How many lines of the data include the string "this"? State the number and nothing else.

[start]

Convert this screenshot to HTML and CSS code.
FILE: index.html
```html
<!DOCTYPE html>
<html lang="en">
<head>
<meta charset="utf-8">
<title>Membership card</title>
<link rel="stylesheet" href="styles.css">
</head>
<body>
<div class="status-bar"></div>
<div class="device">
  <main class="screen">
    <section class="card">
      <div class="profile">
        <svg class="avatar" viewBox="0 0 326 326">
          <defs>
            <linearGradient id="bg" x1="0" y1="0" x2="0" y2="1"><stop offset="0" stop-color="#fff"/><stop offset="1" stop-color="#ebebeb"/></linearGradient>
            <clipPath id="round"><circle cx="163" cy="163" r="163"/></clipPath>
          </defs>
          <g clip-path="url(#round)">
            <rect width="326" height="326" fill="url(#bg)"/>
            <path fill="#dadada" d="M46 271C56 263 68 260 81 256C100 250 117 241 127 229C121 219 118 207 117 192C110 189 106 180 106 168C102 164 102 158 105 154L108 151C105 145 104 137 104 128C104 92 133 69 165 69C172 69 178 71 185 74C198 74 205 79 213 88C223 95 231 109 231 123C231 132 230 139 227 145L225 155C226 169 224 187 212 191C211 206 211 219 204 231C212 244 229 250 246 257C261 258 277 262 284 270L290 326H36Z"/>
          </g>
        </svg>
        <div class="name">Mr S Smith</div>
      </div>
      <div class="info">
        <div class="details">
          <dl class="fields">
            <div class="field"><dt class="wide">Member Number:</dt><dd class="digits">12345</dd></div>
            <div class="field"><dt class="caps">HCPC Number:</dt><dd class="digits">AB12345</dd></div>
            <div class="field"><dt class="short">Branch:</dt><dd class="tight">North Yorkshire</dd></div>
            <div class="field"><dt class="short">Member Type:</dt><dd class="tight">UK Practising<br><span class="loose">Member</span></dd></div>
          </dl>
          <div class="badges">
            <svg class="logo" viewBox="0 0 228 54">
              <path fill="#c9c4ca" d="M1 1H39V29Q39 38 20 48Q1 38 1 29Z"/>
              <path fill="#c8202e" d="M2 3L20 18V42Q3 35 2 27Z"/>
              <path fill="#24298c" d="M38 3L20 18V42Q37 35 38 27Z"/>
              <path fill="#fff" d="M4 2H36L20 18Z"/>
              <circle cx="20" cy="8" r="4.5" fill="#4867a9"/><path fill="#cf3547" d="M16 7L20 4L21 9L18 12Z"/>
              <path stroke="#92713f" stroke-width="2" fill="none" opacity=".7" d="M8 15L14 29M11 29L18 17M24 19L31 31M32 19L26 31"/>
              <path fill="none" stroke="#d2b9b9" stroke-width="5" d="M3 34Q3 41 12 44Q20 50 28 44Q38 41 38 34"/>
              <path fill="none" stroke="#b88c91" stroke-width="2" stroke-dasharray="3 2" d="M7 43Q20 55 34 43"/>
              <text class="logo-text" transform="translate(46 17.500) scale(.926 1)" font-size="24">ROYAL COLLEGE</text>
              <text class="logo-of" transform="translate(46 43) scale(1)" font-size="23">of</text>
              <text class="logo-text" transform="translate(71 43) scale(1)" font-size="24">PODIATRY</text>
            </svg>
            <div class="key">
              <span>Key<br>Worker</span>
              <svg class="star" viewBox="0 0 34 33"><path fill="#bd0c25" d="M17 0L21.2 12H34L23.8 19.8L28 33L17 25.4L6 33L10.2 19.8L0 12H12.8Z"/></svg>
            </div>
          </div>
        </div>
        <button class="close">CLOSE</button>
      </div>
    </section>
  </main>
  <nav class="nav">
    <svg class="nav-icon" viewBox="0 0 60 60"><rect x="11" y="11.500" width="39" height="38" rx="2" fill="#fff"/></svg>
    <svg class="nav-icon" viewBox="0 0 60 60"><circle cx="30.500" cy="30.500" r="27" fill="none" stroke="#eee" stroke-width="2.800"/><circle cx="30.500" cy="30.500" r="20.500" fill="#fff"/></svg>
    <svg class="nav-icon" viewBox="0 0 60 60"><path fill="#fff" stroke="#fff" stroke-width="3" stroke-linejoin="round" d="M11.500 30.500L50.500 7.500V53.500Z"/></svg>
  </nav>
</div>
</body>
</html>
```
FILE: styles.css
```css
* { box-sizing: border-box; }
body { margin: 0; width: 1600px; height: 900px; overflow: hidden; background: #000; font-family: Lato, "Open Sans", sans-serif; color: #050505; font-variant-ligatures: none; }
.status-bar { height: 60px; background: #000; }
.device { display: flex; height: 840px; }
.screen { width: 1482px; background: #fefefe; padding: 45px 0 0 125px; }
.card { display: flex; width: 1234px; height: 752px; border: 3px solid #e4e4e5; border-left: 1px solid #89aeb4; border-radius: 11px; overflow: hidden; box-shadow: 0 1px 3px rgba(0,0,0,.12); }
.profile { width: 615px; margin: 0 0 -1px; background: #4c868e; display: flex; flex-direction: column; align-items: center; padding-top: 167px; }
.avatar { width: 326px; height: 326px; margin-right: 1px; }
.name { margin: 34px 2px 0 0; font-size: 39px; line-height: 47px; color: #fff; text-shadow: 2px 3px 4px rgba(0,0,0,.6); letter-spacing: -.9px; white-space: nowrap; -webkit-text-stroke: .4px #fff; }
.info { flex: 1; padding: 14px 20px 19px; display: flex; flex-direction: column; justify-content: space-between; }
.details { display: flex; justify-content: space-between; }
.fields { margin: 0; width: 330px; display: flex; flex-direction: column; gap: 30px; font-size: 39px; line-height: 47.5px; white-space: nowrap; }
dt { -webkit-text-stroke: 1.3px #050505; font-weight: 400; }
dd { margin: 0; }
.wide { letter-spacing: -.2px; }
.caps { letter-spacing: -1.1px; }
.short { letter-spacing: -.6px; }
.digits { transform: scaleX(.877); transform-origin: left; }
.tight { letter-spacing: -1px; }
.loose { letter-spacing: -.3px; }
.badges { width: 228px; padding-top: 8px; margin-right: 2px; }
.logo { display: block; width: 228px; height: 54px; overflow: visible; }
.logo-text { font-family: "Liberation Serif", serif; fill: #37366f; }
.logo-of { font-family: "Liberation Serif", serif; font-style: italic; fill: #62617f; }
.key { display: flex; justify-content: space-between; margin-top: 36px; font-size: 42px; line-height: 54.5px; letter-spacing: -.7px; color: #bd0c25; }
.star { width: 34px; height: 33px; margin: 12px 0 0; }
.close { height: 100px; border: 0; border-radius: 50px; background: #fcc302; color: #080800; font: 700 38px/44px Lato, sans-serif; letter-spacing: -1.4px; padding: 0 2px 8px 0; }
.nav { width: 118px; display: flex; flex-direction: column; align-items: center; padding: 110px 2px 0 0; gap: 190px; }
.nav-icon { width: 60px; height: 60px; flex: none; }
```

[end]
[start]

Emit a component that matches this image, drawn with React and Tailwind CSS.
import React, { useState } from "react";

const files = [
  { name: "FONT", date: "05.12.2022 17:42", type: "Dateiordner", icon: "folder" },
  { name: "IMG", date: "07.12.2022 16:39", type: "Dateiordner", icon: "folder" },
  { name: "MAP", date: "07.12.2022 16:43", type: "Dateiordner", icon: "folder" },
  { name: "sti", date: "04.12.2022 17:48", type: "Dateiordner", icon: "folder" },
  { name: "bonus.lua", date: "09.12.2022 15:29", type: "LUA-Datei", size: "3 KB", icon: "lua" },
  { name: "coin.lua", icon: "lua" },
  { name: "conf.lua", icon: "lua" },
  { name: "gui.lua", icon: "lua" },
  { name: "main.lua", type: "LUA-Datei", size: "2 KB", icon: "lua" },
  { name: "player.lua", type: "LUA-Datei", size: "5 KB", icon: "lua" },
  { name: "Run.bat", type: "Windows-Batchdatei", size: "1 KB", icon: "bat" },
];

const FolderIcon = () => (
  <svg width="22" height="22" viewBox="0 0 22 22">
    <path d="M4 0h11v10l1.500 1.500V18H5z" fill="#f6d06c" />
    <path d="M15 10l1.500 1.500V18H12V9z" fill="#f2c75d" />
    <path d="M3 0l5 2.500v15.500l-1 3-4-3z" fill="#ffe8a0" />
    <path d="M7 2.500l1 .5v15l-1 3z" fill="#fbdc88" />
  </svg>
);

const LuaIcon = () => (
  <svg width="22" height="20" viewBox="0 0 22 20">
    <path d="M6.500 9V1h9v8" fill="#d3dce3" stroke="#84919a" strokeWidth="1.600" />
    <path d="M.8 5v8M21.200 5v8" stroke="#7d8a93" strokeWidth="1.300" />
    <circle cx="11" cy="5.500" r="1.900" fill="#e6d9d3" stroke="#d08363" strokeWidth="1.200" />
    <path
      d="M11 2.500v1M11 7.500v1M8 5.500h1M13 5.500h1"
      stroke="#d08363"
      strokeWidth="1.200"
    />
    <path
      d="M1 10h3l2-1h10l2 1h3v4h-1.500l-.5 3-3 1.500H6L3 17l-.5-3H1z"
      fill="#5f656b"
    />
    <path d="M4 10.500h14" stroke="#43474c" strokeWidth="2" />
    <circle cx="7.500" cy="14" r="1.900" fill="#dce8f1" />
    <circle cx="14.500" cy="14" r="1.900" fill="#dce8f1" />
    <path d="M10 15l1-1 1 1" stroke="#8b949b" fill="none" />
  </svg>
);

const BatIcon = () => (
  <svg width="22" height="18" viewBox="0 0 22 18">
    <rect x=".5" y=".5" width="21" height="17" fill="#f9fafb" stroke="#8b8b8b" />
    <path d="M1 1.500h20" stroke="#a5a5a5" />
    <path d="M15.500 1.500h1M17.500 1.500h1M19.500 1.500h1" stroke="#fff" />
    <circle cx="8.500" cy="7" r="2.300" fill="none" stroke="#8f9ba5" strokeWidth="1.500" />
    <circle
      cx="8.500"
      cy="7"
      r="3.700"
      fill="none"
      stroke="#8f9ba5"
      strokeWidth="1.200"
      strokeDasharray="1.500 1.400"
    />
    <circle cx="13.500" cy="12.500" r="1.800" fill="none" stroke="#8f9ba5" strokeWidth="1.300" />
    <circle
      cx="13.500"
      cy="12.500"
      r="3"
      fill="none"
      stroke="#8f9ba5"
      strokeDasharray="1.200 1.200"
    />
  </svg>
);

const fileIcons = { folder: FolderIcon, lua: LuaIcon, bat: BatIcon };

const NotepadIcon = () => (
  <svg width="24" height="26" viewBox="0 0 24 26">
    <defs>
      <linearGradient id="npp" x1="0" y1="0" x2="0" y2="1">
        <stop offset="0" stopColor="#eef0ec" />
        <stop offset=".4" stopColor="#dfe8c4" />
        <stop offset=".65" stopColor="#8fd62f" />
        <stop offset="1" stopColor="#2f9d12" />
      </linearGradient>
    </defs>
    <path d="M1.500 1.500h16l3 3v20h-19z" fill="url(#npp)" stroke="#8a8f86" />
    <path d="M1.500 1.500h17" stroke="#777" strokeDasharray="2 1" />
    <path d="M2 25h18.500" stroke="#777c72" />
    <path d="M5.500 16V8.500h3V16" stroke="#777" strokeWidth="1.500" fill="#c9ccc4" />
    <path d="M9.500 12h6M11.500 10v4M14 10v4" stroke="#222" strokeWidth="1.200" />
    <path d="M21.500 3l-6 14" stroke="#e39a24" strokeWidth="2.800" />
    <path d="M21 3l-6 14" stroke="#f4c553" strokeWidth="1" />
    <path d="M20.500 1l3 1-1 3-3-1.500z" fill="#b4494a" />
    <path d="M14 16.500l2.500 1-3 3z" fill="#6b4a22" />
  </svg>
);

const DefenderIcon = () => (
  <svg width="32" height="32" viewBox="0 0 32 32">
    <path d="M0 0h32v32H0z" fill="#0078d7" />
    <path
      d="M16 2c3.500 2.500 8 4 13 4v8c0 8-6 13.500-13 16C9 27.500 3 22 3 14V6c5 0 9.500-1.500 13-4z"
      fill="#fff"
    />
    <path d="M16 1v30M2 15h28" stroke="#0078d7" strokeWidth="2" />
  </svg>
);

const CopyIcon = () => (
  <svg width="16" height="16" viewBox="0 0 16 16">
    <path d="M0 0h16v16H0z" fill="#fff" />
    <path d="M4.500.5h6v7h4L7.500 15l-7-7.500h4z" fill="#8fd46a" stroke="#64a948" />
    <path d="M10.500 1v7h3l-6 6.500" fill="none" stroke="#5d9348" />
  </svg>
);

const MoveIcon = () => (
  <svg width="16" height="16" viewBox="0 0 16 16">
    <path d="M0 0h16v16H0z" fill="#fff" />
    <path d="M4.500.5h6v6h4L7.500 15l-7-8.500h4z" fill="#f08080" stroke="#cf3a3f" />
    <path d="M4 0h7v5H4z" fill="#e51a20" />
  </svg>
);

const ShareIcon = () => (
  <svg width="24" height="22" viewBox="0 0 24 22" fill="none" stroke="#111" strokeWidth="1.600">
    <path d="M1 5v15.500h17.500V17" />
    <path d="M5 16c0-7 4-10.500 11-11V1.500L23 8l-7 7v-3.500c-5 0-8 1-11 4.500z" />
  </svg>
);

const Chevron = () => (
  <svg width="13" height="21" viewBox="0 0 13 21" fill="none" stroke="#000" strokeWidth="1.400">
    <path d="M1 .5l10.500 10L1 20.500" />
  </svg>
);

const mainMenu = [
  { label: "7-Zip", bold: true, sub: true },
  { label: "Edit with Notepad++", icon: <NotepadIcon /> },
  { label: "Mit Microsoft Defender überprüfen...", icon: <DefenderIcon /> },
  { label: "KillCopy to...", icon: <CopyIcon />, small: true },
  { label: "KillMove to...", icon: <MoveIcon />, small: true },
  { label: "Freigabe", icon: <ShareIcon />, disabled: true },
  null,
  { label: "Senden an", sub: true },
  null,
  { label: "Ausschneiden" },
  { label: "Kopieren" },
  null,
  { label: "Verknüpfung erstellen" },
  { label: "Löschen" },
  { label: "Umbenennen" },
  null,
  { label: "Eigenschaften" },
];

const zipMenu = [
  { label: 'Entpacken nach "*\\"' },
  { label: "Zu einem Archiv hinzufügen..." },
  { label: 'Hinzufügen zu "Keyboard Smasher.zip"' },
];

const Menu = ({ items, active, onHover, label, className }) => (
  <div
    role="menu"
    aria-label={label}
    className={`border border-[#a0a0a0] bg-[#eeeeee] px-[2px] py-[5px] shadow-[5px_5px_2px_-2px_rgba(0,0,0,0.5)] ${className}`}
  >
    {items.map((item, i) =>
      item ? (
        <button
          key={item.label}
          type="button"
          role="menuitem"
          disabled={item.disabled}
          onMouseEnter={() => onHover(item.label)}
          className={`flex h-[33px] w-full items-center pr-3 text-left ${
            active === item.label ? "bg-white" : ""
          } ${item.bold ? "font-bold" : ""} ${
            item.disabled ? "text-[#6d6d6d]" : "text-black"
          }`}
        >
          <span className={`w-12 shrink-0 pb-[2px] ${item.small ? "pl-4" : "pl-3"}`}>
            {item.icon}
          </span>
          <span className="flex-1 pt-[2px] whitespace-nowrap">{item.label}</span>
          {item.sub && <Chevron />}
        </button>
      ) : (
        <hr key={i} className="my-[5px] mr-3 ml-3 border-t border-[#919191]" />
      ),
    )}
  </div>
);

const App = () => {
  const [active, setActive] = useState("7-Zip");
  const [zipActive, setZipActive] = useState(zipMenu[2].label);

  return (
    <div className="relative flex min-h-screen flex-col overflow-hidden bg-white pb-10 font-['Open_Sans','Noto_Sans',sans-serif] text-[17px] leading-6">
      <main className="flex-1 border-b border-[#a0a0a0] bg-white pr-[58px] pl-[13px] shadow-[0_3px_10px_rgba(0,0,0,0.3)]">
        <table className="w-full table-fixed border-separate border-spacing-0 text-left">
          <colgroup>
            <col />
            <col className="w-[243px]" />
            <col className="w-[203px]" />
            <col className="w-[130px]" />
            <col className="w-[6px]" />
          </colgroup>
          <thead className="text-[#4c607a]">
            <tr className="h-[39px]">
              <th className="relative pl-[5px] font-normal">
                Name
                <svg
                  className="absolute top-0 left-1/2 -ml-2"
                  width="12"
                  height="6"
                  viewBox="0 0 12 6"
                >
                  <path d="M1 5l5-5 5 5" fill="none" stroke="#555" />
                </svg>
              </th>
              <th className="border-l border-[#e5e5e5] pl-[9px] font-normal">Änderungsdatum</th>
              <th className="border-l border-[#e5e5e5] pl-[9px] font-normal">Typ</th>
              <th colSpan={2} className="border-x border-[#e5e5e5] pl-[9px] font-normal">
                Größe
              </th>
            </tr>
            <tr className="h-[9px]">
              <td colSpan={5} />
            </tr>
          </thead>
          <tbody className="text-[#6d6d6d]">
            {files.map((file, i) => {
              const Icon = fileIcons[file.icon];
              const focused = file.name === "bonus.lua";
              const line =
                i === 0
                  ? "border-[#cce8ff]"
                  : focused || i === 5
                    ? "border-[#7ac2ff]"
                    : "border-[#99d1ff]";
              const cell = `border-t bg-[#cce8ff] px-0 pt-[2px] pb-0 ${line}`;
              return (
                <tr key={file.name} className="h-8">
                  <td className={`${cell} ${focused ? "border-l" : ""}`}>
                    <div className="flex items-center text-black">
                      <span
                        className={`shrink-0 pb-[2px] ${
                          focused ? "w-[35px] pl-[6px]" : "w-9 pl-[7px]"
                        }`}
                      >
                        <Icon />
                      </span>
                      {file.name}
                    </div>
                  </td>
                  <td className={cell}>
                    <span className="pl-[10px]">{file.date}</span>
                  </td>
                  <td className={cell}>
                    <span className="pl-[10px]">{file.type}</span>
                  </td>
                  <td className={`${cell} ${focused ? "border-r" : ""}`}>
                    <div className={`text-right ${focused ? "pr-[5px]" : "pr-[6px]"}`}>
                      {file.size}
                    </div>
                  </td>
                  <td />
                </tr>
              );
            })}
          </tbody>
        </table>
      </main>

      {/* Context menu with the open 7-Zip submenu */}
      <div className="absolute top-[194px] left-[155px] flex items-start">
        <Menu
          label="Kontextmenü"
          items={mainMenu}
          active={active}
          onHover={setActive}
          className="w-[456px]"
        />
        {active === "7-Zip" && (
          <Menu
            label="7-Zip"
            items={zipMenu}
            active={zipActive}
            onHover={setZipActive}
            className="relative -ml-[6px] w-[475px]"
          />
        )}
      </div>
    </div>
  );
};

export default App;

[end]

> **Output of the task**
2